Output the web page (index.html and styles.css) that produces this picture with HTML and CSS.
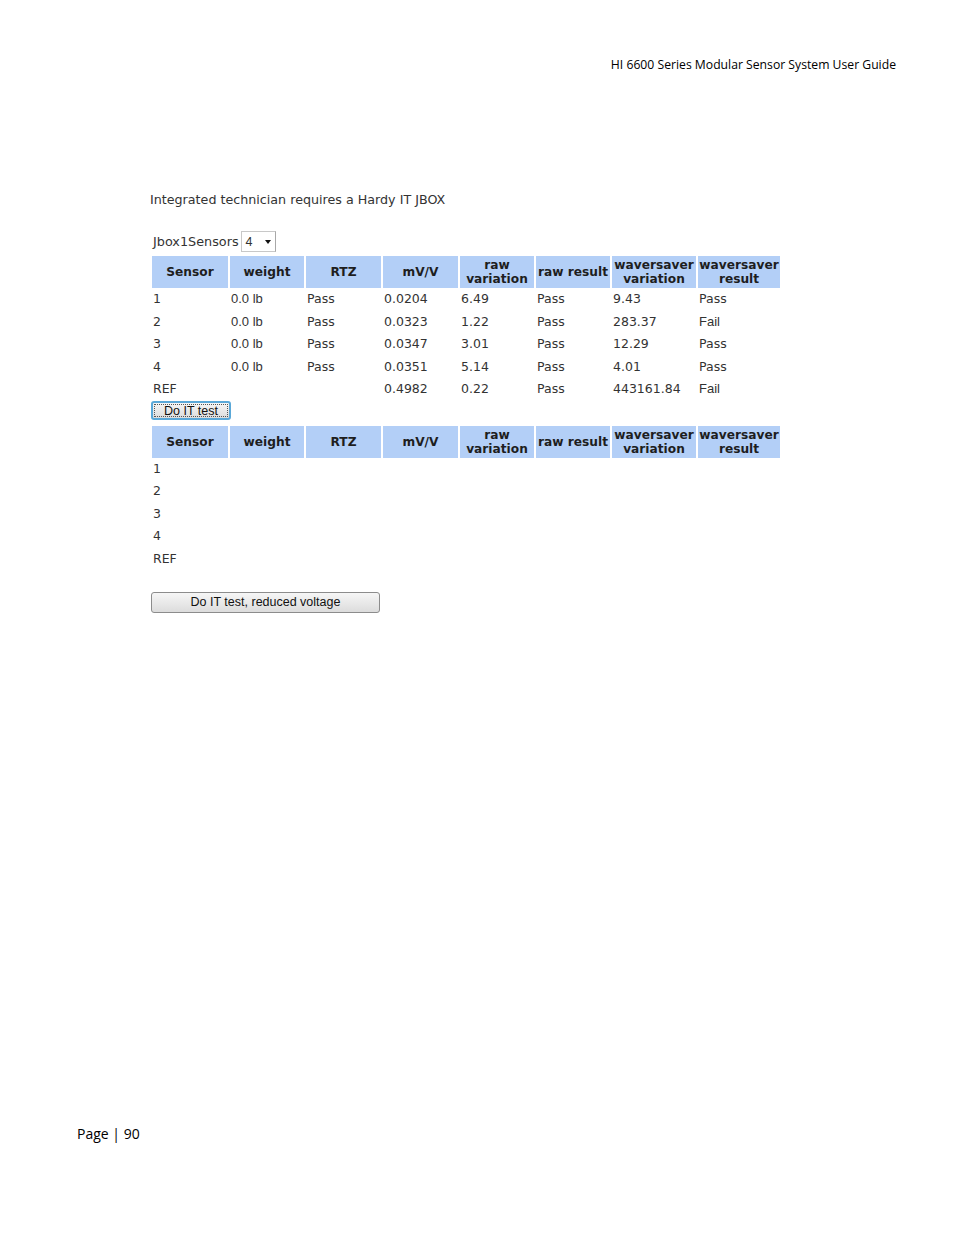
FILE: index.html
```html
<!DOCTYPE html>
<html>
<head>
<meta charset="utf-8">
<link rel="stylesheet" href="styles.css">
</head>
<body>
<div class="page">
  <div class="running-head">HI 6600 Series Modular Sensor System User Guide</div>
  <div class="content">
    <p class="intro">Integrated technician requires a Hardy IT JBOX</p>
    <div class="jbox">
      <span class="jbox-label">Jbox1Sensors</span>
      <span class="select">4<span class="caret"></span></span>
    </div>
    <table class="grid">
      <colgroup>
        <col class="c1"><col class="c2"><col class="c3"><col class="c4"><col class="c5"><col class="c6"><col class="c7"><col class="c8">
      </colgroup>
      <thead>
        <tr>
          <th>Sensor</th><th>weight</th><th>RTZ</th><th>mV/V</th><th>raw<br>variation</th><th>raw result</th><th>waversaver<br>variation</th><th>waversaver<br>result</th>
        </tr>
      </thead>
      <tbody>
        <tr><td>1</td><td class="ar">0.0 lb</td><td>Pass</td><td>0.0204</td><td>6.49</td><td>Pass</td><td>9.43</td><td>Pass</td></tr>
        <tr><td>2</td><td class="ar">0.0 lb</td><td>Pass</td><td>0.0323</td><td>1.22</td><td>Pass</td><td>283.37</td><td class="ar">Fail</td></tr>
        <tr><td>3</td><td class="ar">0.0 lb</td><td>Pass</td><td>0.0347</td><td>3.01</td><td>Pass</td><td>12.29</td><td>Pass</td></tr>
        <tr><td>4</td><td class="ar">0.0 lb</td><td>Pass</td><td>0.0351</td><td>5.14</td><td>Pass</td><td>4.01</td><td>Pass</td></tr>
        <tr><td>REF</td><td></td><td></td><td>0.4982</td><td>0.22</td><td>Pass</td><td>443161.84</td><td class="ar">Fail</td></tr>
      </tbody>
    </table>
    <div class="btn-row"><span class="btn btn-focus">Do IT test</span></div>
    <table class="grid">
      <colgroup>
        <col class="c1"><col class="c2"><col class="c3"><col class="c4"><col class="c5"><col class="c6"><col class="c7"><col class="c8">
      </colgroup>
      <thead>
        <tr>
          <th>Sensor</th><th>weight</th><th>RTZ</th><th>mV/V</th><th>raw<br>variation</th><th>raw result</th><th>waversaver<br>variation</th><th>waversaver<br>result</th>
        </tr>
      </thead>
      <tbody>
        <tr><td>1</td><td></td><td></td><td></td><td></td><td></td><td></td><td></td></tr>
        <tr><td>2</td><td></td><td></td><td></td><td></td><td></td><td></td><td></td></tr>
        <tr><td>3</td><td></td><td></td><td></td><td></td><td></td><td></td><td></td></tr>
        <tr><td>4</td><td></td><td></td><td></td><td></td><td></td><td></td><td></td></tr>
        <tr><td>REF</td><td></td><td></td><td></td><td></td><td></td><td></td><td></td></tr>
      </tbody>
    </table>
    <div class="btn-row2"><span class="btn btn-wide">Do IT test, reduced voltage</span></div>
  </div>
  <div class="footer">Page | 90</div>
</div>
</body>
</html>
```
FILE: styles.css
```css
html, body {
  margin: 0;
  padding: 0;
  background: #ffffff;
}
.page {
  width: 954px;
  height: 1235px;
  position: relative;
  font-family: "DejaVu Sans", sans-serif;
  color: #222;
}
.running-head {
  font-family: "Open Sans", "Liberation Sans", sans-serif;
  font-size: 12.2px;
  color: #000;
  text-align: right;
  padding: 57px 58px 0 0;
  line-height: 16px;
}
.content {
  padding: 119px 0 0 150px;
}
.intro {
  margin: 0;
  font-size: 12.7px;
  line-height: 16px;
  color: #333;
}
.jbox {
  margin-top: 23px;
  display: flex;
  align-items: center;
  padding-left: 3px;
  font-size: 12.8px;
  height: 21px;
  color: #333;
}
.select {
  margin-left: 2px;
  width: 29px;
  height: 19px;
  border: 1px solid #c8c8c8;
  border-right-color: #a8a8a8;
  display: inline-flex;
  align-items: center;
  padding-left: 4px;
  position: relative;
  font-family: "Liberation Sans", Arial, sans-serif;
  font-size: 12.5px;
}
.caret {
  position: absolute;
  right: 4px;
  top: 8px;
  width: 0;
  height: 0;
  border-left: 3px solid transparent;
  border-right: 3px solid transparent;
  border-top: 4px solid #111;
}
.grid {
  border-collapse: separate;
  border-spacing: 2px 0;
  margin-left: 0;
  margin-top: 4px;
  table-layout: fixed;
  width: 632px;
}
.c1 { width: 76px; }
.c2 { width: 74px; }
.c3 { width: 75px; }
.c4 { width: 75px; }
.c5 { width: 74px; }
.c6 { width: 74px; }
.c7 { width: 84px; }
.c8 { width: 82px; }
.grid th {
  background: #b3cff7;
  height: 32px;
  padding: 0;
  font-size: 12.2px;
  font-weight: bold;
  line-height: 14px;
  color: #1e1e1e;
  text-align: center;
  white-space: nowrap;
}
.grid td {
  height: 22.5px;
  padding: 0 0 0 1px;
  font-size: 12.5px;
  line-height: 14px;
  color: #333;
  white-space: nowrap;
  vertical-align: middle;
}
.grid td.ar {
  font-family: "Liberation Sans", Arial, sans-serif;
  font-size: 13px;
}
.btn-row {
  padding-left: 1px;
  margin-top: -1px;
  height: 22px;
}
.btn {
  display: inline-flex;
  align-items: center;
  justify-content: center;
  box-sizing: border-box;
  font-family: "Liberation Sans", Arial, sans-serif;
  font-size: 12.5px;
  color: #111;
  background: linear-gradient(#f6f6f6, #dcdcdc);
  border: 1px solid #8a8a8a;
  border-radius: 3px;
}
.btn-focus {
  width: 80px;
  height: 19px;
  border: 2px solid #5aa8d8;
  border-radius: 3px;
  outline: 1px dotted #555;
  outline-offset: -4px;
}
.btn-row2 {
  padding-left: 1px;
  margin-top: 21px;
}
.btn-wide {
  width: 229px;
  height: 21px;
  border-color: #8c8c8c;
}
.footer {
  position: absolute;
  left: 77px;
  top: 1124px;
  font-family: "Open Sans", "Liberation Sans", sans-serif;
  font-size: 14px;
  color: #000;
}
```
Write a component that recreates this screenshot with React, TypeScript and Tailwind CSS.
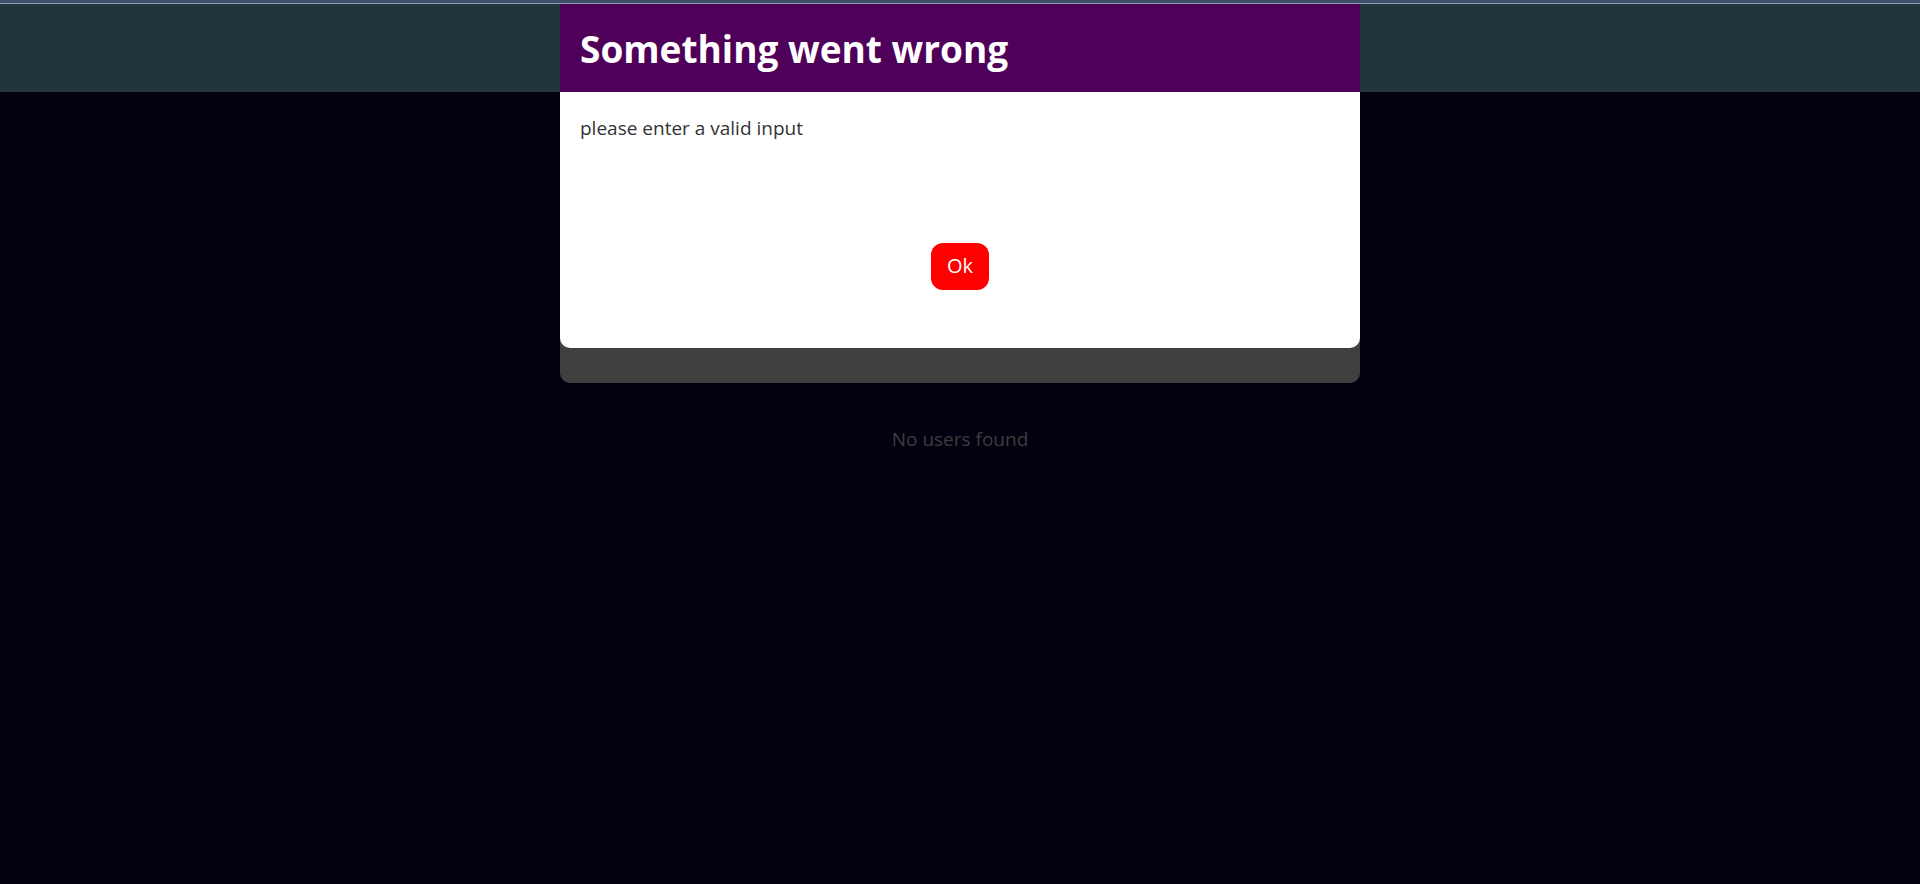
○ ○ ○
Given task =
Leaving the pictures aside, transcribe the entire listing exactly.

Complete output =
Output the web page (index.html and styles.css) that produces this picture with HTML and CSS.
FILE: index.html
```html
<!DOCTYPE html>
<html>
<head>
<meta charset="utf-8">
<link rel="stylesheet" href="styles.css">
</head>
<body>
<div class="page">
  <div class="running-head">HI 6600 Series Modular Sensor System User Guide</div>
  <div class="content">
    <p class="intro">Integrated technician requires a Hardy IT JBOX</p>
    <div class="jbox">
      <span class="jbox-label">Jbox1Sensors</span>
      <span class="select">4<span class="caret"></span></span>
    </div>
    <table class="grid">
      <colgroup>
        <col class="c1"><col class="c2"><col class="c3"><col class="c4"><col class="c5"><col class="c6"><col class="c7"><col class="c8">
      </colgroup>
      <thead>
        <tr>
          <th>Sensor</th><th>weight</th><th>RTZ</th><th>mV/V</th><th>raw<br>variation</th><th>raw result</th><th>waversaver<br>variation</th><th>waversaver<br>result</th>
        </tr>
      </thead>
      <tbody>
        <tr><td>1</td><td class="ar">0.0 lb</td><td>Pass</td><td>0.0204</td><td>6.49</td><td>Pass</td><td>9.43</td><td>Pass</td></tr>
        <tr><td>2</td><td class="ar">0.0 lb</td><td>Pass</td><td>0.0323</td><td>1.22</td><td>Pass</td><td>283.37</td><td class="ar">Fail</td></tr>
        <tr><td>3</td><td class="ar">0.0 lb</td><td>Pass</td><td>0.0347</td><td>3.01</td><td>Pass</td><td>12.29</td><td>Pass</td></tr>
        <tr><td>4</td><td class="ar">0.0 lb</td><td>Pass</td><td>0.0351</td><td>5.14</td><td>Pass</td><td>4.01</td><td>Pass</td></tr>
        <tr><td>REF</td><td></td><td></td><td>0.4982</td><td>0.22</td><td>Pass</td><td>443161.84</td><td class="ar">Fail</td></tr>
      </tbody>
    </table>
    <div class="btn-row"><span class="btn btn-focus">Do IT test</span></div>
    <table class="grid">
      <colgroup>
        <col class="c1"><col class="c2"><col class="c3"><col class="c4"><col class="c5"><col class="c6"><col class="c7"><col class="c8">
      </colgroup>
      <thead>
        <tr>
          <th>Sensor</th><th>weight</th><th>RTZ</th><th>mV/V</th><th>raw<br>variation</th><th>raw result</th><th>waversaver<br>variation</th><th>waversaver<br>result</th>
        </tr>
      </thead>
      <tbody>
        <tr><td>1</td><td></td><td></td><td></td><td></td><td></td><td></td><td></td></tr>
        <tr><td>2</td><td></td><td></td><td></td><td></td><td></td><td></td><td></td></tr>
        <tr><td>3</td><td></td><td></td><td></td><td></td><td></td><td></td><td></td></tr>
        <tr><td>4</td><td></td><td></td><td></td><td></td><td></td><td></td><td></td></tr>
        <tr><td>REF</td><td></td><td></td><td></td><td></td><td></td><td></td><td></td></tr>
      </tbody>
    </table>
    <div class="btn-row2"><span class="btn btn-wide">Do IT test, reduced voltage</span></div>
  </div>
  <div class="footer">Page | 90</div>
</div>
</body>
</html>
```
FILE: styles.css
```css
html, body {
  margin: 0;
  padding: 0;
  background: #ffffff;
}
.page {
  width: 954px;
  height: 1235px;
  position: relative;
  font-family: "DejaVu Sans", sans-serif;
  color: #222;
}
.running-head {
  font-family: "Open Sans", "Liberation Sans", sans-serif;
  font-size: 12.2px;
  color: #000;
  text-align: right;
  padding: 57px 58px 0 0;
  line-height: 16px;
}
.content {
  padding: 119px 0 0 150px;
}
.intro {
  margin: 0;
  font-size: 12.7px;
  line-height: 16px;
  color: #333;
}
.jbox {
  margin-top: 23px;
  display: flex;
  align-items: center;
  padding-left: 3px;
  font-size: 12.8px;
  height: 21px;
  color: #333;
}
.select {
  margin-left: 2px;
  width: 29px;
  height: 19px;
  border: 1px solid #c8c8c8;
  border-right-color: #a8a8a8;
  display: inline-flex;
  align-items: center;
  padding-left: 4px;
  position: relative;
  font-family: "Liberation Sans", Arial, sans-serif;
  font-size: 12.5px;
}
.caret {
  position: absolute;
  right: 4px;
  top: 8px;
  width: 0;
  height: 0;
  border-left: 3px solid transparent;
  border-right: 3px solid transparent;
  border-top: 4px solid #111;
}
.grid {
  border-collapse: separate;
  border-spacing: 2px 0;
  margin-left: 0;
  margin-top: 4px;
  table-layout: fixed;
  width: 632px;
}
.c1 { width: 76px; }
.c2 { width: 74px; }
.c3 { width: 75px; }
.c4 { width: 75px; }
.c5 { width: 74px; }
.c6 { width: 74px; }
.c7 { width: 84px; }
.c8 { width: 82px; }
.grid th {
  background: #b3cff7;
  height: 32px;
  padding: 0;
  font-size: 12.2px;
  font-weight: bold;
  line-height: 14px;
  color: #1e1e1e;
  text-align: center;
  white-space: nowrap;
}
.grid td {
  height: 22.5px;
  padding: 0 0 0 1px;
  font-size: 12.5px;
  line-height: 14px;
  color: #333;
  white-space: nowrap;
  vertical-align: middle;
}
.grid td.ar {
  font-family: "Liberation Sans", Arial, sans-serif;
  font-size: 13px;
}
.btn-row {
  padding-left: 1px;
  margin-top: -1px;
  height: 22px;
}
.btn {
  display: inline-flex;
  align-items: center;
  justify-content: center;
  box-sizing: border-box;
  font-family: "Liberation Sans", Arial, sans-serif;
  font-size: 12.5px;
  color: #111;
  background: linear-gradient(#f6f6f6, #dcdcdc);
  border: 1px solid #8a8a8a;
  border-radius: 3px;
}
.btn-focus {
  width: 80px;
  height: 19px;
  border: 2px solid #5aa8d8;
  border-radius: 3px;
  outline: 1px dotted #555;
  outline-offset: -4px;
}
.btn-row2 {
  padding-left: 1px;
  margin-top: 21px;
}
.btn-wide {
  width: 229px;
  height: 21px;
  border-color: #8c8c8c;
}
.footer {
  position: absolute;
  left: 77px;
  top: 1124px;
  font-family: "Open Sans", "Liberation Sans", sans-serif;
  font-size: 14px;
  color: #000;
}
```
Write a component that recreates this screenshot with React, TypeScript and Tailwind CSS.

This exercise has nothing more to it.